Persistent loud snoring could be an indication of sleep apnea, which blocks the airway and interrupts the restorative REM sleep cycles. Untreated apnea can lead to long-term health conditions like diabetes, cardiovascular disease, and even play a role in obesity. Furthermore, snoring interrupts sleep patterns and can lead to daytime fatigue and loss of focus, which can be extremely hazardous in the workplace and normal daily activities, such as driving.

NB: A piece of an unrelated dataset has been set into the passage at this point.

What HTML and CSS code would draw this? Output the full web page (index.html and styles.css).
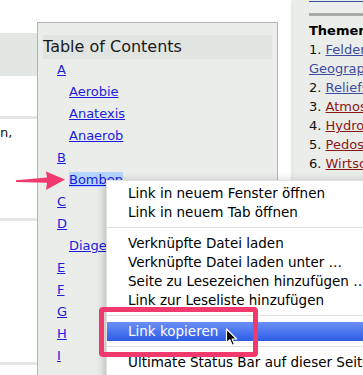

Some amount of snoring is considered normal and harmless, such as during times of illness when the nasal passageways are stuffed and swollen. When you fall asleep, the muscles in the throat relax and the airways narrow. For some people, they narrow too much, so they are forcing air in and out of these narrowed tubes and creating a vibration in the surrounding tissues. This is what creates that harsh, hoarse, vibrating sound.

Causes of Snoring

About half of all adults in the US snore occasionally. Snoring can be caused by a variety of conditions, including:

  • Deviated septum
  • Nasal polyps
  • Enlarged uvula, tonsils, or tongue
  • Elongated soft palate
  • Small jawbone
  • Large neck size
  • Smoking
  • Frequent allergies

Is it Sleep Apnea?

There are several types of sleep apnea, but snoring is the most common symptom of all types.  Symptoms include:

  • Insomnia (difficulty falling or staying asleep)
  • Excessive daytime sleepiness
  • Difficulty with focus and concentration
  • Problems with memory
  • Irritability and inability to cope with stress
  • Anxiety
  • Frequent bouts of depression
  • Headaches, especially upon wakening in the morning

Treatment for Snoring

Generally, the first line of treatment for snoring is lifestyle changes, i.e., weight loss, avoiding alcohol, changing sleep position, and treating nasal congestion. If obstructive sleep apnea is the cause of snoring, then other treatments may be considered including:

  • Use of oral appliances
  • Continuous positive airway pressure (CPAP) machine
  • Surgery (traditional or laser)

The most common treatment for this type of snoring is the use of a CPAP machine or an oral appliance. The CPAP involves wearing a mask that pressurizes oxygen while you sleep. The mask is attached to a pump that provides enough oxygen to keep the airways open. As many people find this an uncomfortable treatment measure due to the mask and loud noise of the machine, oral appliances such as a form-fitting dental mouthpiece may be considered. It advances the position of the jaw, soft palate, and tongue to keep the airways open.